Pero, ¿por qué ponernos a trabajar, se dirá, por qué no dejarse ir y descansar? ¿Por qué no remitirse, como ya se proclamó, al derecho a la pereza? La pereza creativa es también tarea: el ineludible silencio sobre el cual se imprime la melodía de nuestra actividad. La pereza es el suelo que sostiene la tarea y el techo que la regula, la hace humana, la contiene para que no sobrepase nuestra medida. Pero la pereza sola no tendría valor si no hubiera un impulso al que ponerle pausa. La pereza sola es simplemente ausencia, que no es ni buena ni mala, simplemente indiferente. Somos pasión e intento, nada nos es más extraño que la indiferencia.

La pereza no nos haría felices; tampoco cualquier trabajo. Solo aquel que surge del afán y se desarrolla a sí mismo, sin dar cuenta más que de ese ímpetu. El trabajo útil tiene el valor de los objetos que están a nuestro favor: las herramientas que hacen más fructíferas nuestras manos. Pero demasiado pragmatismo nos aleja de la poesía, que es emoción. Además, y esto es lo peor, el pragmatismo le ha robado al individuo la propiedad de su trabajo, y lo ha convertido en esclavo de la codicia de otros. Marx lo describió con precisión estremecedora: el trabajo en el capitalismo es alienante, palabra que nos recuerda que somos desposeídos, que hay otros que se apropian de nuestra pasión, la domestican, la parasitan, la ponen a su servicio. Odiamos con razón ese trabajo que nos somete, que nos impone su tarea en lugar de servir a la nuestra.
Y, sin embargo, incluso ahí, ya que no tenemos más remedio que transigir con ese sometimiento, podemos intentar reivindicar algún instante de poesía. Mientras luchamos por recuperar la libertad y la dignidad, podemos buscar maneras de ser creadores. Es nuestra libertad última, la que no pueden robarnos, la del preso que permanece libre dentro de sus sueños y sus pensamientos.

El capitalismo salvaje nos ha escatimado incluso los refugios del estado del bienestar: hemos completado nuestro largo camino hacia la condición de máquinas. El trabajo ya no es ni una oportunidad ni una garantía: apenas una mustia obligación. Nunca lo pedimos con tanta angustia, y probablemente nunca nos sentimos tan atrapados en él.

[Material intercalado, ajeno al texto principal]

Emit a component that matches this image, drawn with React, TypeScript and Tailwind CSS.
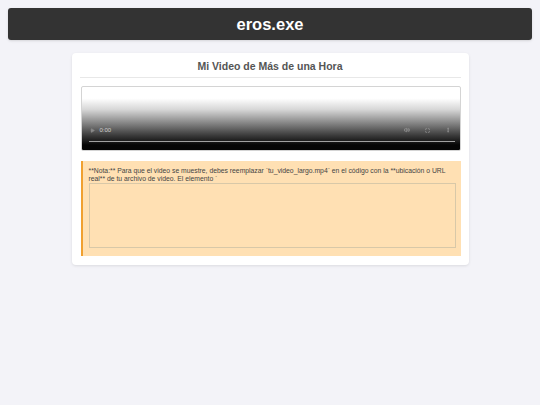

Pero en ese sometimiento alienta aún un ápice de anhelo, de ardor, de obstinación. Mientras llegan la revolución o la debacle, podemos resistir en el baluarte de nuestros sueños: poner buen gusto donde solo parece quedar yerma productividad. Convertirnos en cómplices de quienes se rebelan: con una sonrisa, con un gesto de solidaridad, con un soplo a la desfalleciente brasa del entusiasmo por las cosas bien hechas. Mientras bajamos la cabeza, disimuladamente, podemos procurar avanzar en la dirección de nuestros sueños. Así, cuando un día se desmorone la fiebre saqueadora de los amos y el futuro se les caiga, hecho trizas, de las manos, tal vez hayamos puesto las bases de un mundo en el que los que sobrevivan puedan obstinarse, gozosos, en una tarea que valga la pena.